ローリングストーン誌が選ぶ「2017年ベスト・メタル・アルバム」20枚

10位 ゴッドフレッシュ『ポスト・セルフ』
Godflesh

インダストロ・メタルの扇動者たちによる8枚目のLPは、成功を収めた1989年の『Streetcleaner』と1992年の『Pure』の閉所恐怖症的な怒りと、フロントマン兼聴覚ファイターであるジャスティン・ブロードリックが2000年代に結成したシューゲイザーな分身イェスーのどことなく愁いを帯びた音を組み合わせている。結果として出来上がったものからは、薄気味悪い絶望感がこれまでで一番クリアに聞こえる。「No Body」で終始流れるドラムマシンは一定のリズムを刻み続け、最後の最後で制御不能な激突へと変貌を遂げて果てる。また、インスト曲「Mortality Sorrow」でのギターは空中に消えてしまうまで不吉さを煽り、「Pre Self」でのノイジーなリフが雑音混じりのノイズの層を積み重ねていき、繰り返されるブロードリックの歯ぎしりにも似た声色にさらなる怒りをまとわせている。

9位 モービッド・エンジェル『キングダムズ・ディスデインド』
Morbid Angel
2011年に四半世紀に及ぶアンダーグラウンドでの活動を記念してリリースした『狂える神々』は、彼らのシグネチャーともいえるデスメタル的虚勢に当時のインダストリアル・ビートを組み合わせたアルバムだった。今作『キングダムズ・ディスデインド』は、バンドリーダーであり唯一のオリジナル・メンバーのトレイ・アザトースの獰猛な罪深さを表しているようだ。2015年、ギタリストのトレイは、当時のフロントマンのデヴィッド・ヴィンセント(現在、彼もモービッド・エンジェル絡みのプロジェクト「I Am Morbid」を率いている)と決別し、ベーシスト兼ボーカリストのスティーヴ・タッカーと再びタッグを組んだ。タッカーは1990年代後半〜2000年代前半の最も荒れた3作品に参加している。タッカーとアザトースは当時の結束を呼び起こし、ブラストビートでドライヴする憤怒のサイクロンを発生させ、そこにアザトースの十八番のヘヴィーで突き刺すようなグルーヴと、エディー・ヴァン・ヘイレンが幻覚を見ながら弾いているようなギターソロが加わる。
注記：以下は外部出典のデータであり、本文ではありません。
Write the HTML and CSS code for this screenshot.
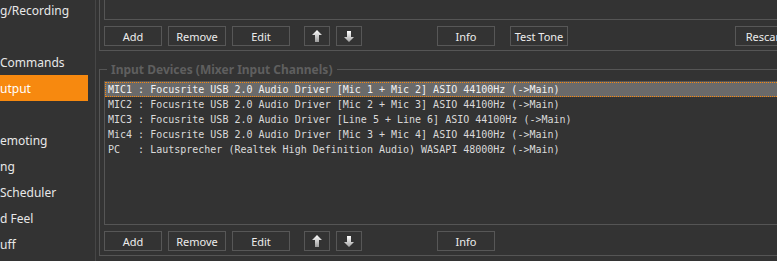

ヘッドバンガー御用達だった90年代初頭から半ばまでの彼らの音楽にあったダイナミックな雰囲気や、ついつい拳を振り上げてしまうコーラスは姿を消したが、逆にそれがカオスの純粋な激しさを強調している。

8位 ロイヤル・サンダー『Wick』
Royal Thunder
アトランタのロイヤル・サンダー3枚目のフルアルバムの聞き所は多数あるが、ヘヴィーな音を担っている楽器はミニー・パーソンズの声だ。荒々しく、ざらついていて、逞しさもありながら、弱さも優しさも兼ね備えている。他のメンバーはパーソンズの声を真ん中に据えつつ、それに呼応して変化し続ける音を紡ぎ出す。1曲目「Burning Tree」はうねうねしたリフと、タンバリンがアクセントのトランス風パーカッションで展開していく。「We Slipped」はジャングル風のギターのベッドの上で滑るように動いたあと、ストリングスの霞の中で蒸発する。不気味な雰囲気のタイトル曲では、フィードバックのシーツの上に気の抜けた音と歪んだパワーコードを並置している。そして、ゆっくりと燃える「Plans」では、クリーンにかき鳴らされるギター、天使のようなバックコーラスの歌声、エアリーでありつつヘヴィーに響くドラムという要素すべてが、パーソンズの情熱的な高音をサポートしている。彼らはメタルとは呼べないかもしれない。だが、ロイヤル・サンダー『の音は紛れもなくヘヴィーだ。



7位 オックスボウ『Thin Black Duke』
Oxbow
ほぼ10年ぶりのアルバムとなる今作で、不協和音好きのアヴァンメタル・バンド、オックスボウはインタープレイをタイトに、ディストーションをルーズにして戻ってきた。シャダー・トゥ・シンクとも、チャベスとも、初期のロリンズ・バンドとも違うタイプの、半分壊れたインディーの逆襲のような音だ。ゆらゆら揺れるグルーヴと奇妙な角度を持ったストリングスがミックスされ、その間から聞こえる緩やかな大砲は言わずと知れたユジーン・ロビンソンのヴォーカル。音の嵐の中で叫び、悲痛な声を出し、裏声で歌い、囁き、高笑いする。